WHAT YOU ARE ASKED TO DO: Work through the listing below and count the lines that hold "React". Answer with the number alone.

RECORDED DATA:
--------------------

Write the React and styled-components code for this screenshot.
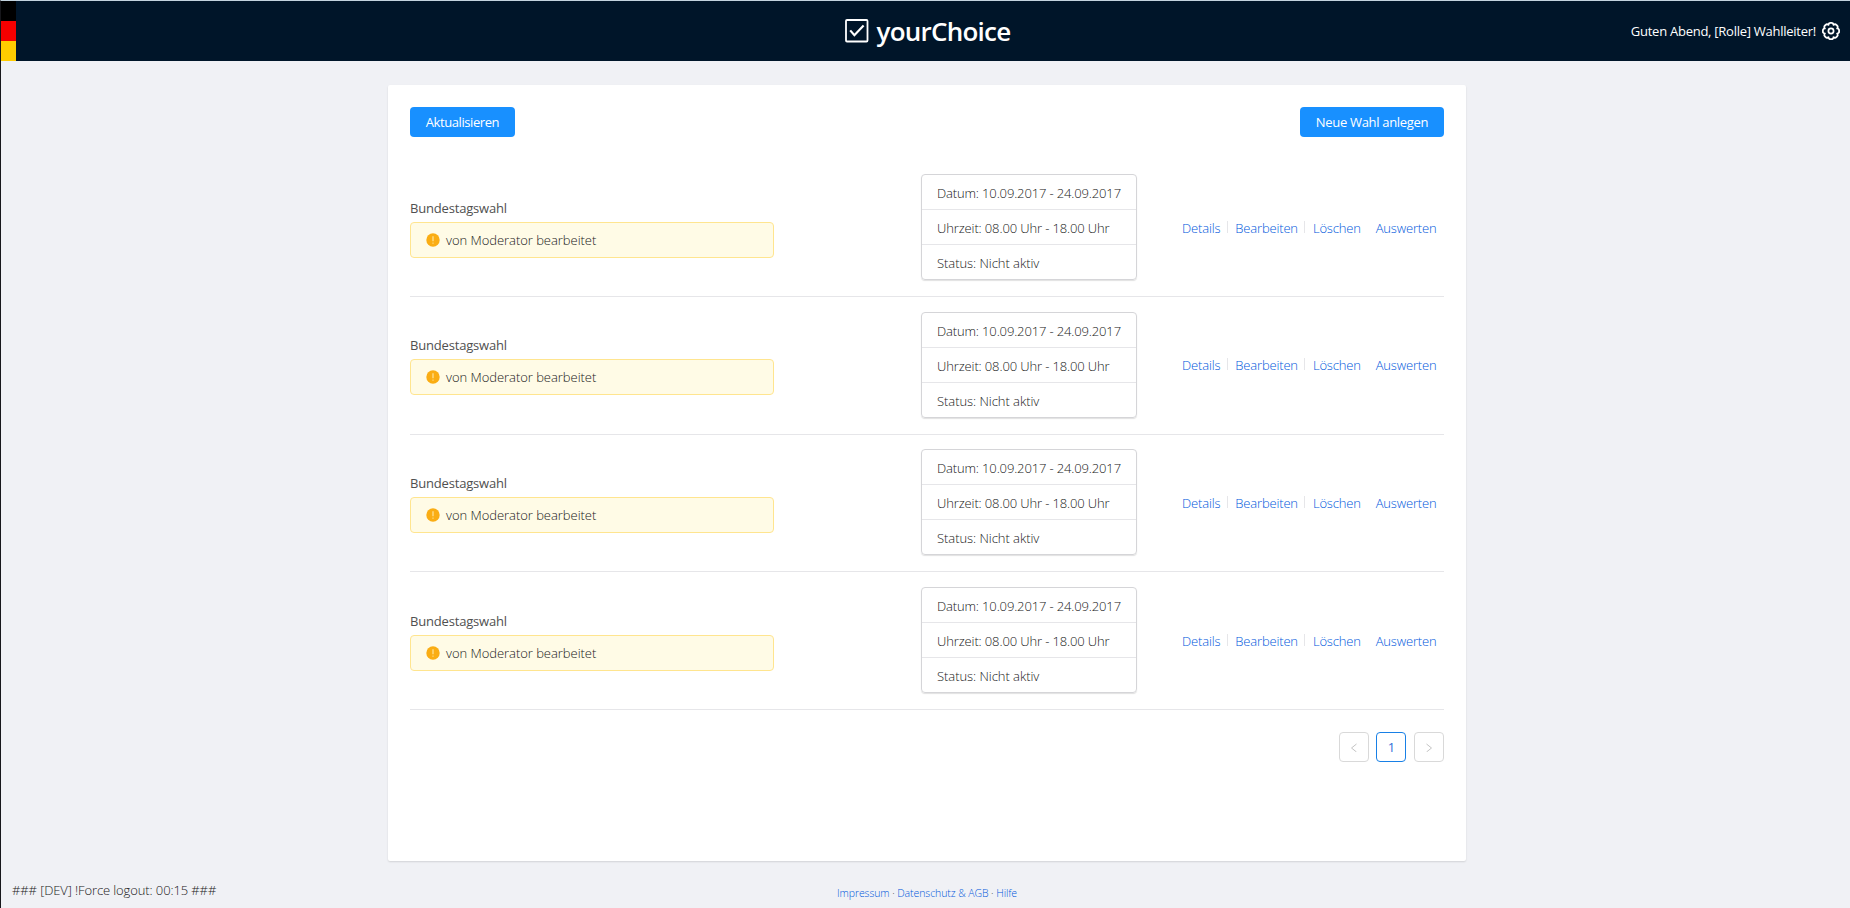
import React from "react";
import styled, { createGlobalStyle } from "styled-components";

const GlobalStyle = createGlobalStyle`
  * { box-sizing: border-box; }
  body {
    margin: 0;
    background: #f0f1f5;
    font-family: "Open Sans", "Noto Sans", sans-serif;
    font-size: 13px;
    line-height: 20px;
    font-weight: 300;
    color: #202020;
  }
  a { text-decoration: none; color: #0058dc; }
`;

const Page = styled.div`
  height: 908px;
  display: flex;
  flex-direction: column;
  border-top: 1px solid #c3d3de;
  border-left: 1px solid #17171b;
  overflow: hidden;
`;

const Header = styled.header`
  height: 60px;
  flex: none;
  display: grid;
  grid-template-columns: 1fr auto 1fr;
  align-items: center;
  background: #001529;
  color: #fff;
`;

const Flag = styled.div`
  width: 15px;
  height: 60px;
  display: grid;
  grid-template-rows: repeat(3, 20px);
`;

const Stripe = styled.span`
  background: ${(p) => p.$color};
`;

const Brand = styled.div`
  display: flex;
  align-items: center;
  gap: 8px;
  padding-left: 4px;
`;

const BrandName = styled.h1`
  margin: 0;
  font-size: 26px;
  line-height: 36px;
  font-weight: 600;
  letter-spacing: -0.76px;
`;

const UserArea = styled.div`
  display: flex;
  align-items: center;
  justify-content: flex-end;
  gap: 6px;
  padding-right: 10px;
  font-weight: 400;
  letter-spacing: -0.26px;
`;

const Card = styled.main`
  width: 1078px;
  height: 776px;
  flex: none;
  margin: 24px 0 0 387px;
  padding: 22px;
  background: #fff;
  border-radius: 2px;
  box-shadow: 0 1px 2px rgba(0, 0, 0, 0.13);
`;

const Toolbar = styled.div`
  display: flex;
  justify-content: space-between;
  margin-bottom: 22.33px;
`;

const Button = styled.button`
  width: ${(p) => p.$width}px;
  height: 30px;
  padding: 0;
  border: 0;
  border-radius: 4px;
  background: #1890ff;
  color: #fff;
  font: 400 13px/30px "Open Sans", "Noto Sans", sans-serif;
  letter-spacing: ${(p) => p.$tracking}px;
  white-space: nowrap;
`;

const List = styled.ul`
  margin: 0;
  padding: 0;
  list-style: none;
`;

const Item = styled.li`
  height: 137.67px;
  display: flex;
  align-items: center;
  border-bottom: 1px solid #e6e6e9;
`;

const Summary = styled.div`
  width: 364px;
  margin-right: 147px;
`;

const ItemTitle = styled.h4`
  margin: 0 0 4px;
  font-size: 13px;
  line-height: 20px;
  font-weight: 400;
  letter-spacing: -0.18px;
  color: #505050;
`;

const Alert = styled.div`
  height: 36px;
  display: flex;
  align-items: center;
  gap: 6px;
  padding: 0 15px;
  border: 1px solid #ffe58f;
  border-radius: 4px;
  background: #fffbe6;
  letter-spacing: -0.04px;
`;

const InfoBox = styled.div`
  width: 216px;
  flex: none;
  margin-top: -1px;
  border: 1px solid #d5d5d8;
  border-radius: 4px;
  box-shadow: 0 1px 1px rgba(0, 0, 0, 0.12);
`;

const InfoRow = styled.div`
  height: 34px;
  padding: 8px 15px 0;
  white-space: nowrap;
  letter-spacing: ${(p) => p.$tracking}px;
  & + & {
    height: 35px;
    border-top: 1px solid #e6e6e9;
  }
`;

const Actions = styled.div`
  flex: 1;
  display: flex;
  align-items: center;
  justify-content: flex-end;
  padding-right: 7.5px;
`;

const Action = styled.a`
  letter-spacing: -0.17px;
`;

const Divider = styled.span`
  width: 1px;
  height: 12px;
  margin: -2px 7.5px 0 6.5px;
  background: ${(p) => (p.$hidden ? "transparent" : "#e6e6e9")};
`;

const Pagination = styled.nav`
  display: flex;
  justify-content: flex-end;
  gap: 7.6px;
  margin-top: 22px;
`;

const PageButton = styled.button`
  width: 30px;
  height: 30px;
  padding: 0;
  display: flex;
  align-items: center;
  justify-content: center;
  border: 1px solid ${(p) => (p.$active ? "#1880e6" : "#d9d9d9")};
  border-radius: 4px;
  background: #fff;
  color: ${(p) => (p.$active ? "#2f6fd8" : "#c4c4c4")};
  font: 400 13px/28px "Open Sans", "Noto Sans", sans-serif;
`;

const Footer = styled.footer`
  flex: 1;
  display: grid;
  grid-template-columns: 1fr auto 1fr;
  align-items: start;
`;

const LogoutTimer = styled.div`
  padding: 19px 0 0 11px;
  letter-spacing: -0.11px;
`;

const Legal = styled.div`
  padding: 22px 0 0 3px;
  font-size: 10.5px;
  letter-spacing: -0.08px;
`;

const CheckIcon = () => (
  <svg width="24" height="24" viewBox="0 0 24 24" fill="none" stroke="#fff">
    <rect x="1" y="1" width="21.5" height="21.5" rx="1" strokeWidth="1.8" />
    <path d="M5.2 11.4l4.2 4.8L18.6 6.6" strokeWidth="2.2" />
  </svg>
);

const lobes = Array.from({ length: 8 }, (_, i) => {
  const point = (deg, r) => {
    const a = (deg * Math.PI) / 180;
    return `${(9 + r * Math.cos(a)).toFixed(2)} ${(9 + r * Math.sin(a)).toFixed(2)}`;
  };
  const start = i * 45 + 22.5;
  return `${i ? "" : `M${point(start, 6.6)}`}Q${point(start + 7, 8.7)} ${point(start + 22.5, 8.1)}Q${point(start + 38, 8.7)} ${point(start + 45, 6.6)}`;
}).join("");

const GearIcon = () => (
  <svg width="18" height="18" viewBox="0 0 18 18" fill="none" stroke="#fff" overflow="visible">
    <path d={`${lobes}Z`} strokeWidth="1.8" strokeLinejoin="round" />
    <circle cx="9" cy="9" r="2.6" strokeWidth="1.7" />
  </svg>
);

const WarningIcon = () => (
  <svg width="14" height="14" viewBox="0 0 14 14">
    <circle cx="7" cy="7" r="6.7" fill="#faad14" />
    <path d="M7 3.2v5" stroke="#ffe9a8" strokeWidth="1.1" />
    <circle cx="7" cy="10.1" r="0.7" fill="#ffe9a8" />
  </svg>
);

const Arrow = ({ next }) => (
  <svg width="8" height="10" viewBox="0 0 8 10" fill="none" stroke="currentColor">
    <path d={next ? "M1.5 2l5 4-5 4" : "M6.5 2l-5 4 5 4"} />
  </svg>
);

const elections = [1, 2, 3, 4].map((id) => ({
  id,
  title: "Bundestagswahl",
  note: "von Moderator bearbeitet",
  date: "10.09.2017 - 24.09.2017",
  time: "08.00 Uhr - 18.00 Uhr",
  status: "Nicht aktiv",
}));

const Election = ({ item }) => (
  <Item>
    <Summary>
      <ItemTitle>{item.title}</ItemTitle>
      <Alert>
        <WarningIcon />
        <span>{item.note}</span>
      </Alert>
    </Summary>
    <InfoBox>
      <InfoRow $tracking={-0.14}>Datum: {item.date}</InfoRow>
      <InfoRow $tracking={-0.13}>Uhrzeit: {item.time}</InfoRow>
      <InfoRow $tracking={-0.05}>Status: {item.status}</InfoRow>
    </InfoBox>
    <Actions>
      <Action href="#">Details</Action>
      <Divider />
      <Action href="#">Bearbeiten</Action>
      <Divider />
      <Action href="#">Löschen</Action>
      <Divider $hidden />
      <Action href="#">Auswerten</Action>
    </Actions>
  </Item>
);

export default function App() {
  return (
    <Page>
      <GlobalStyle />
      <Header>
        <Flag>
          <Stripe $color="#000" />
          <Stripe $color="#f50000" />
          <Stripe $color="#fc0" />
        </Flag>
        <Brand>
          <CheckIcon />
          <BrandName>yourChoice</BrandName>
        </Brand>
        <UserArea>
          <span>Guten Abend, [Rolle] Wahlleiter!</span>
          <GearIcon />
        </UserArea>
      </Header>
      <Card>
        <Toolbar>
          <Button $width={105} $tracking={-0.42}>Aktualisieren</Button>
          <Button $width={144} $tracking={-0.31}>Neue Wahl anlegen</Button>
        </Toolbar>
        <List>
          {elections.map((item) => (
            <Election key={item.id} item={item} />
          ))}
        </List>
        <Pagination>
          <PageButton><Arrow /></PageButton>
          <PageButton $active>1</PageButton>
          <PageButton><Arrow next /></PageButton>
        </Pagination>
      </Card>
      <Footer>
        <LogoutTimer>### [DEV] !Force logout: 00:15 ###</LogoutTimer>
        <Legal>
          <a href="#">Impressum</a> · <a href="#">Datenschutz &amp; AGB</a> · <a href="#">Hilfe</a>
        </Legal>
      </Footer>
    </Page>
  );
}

--------------------

RIGHT ANSWER: 2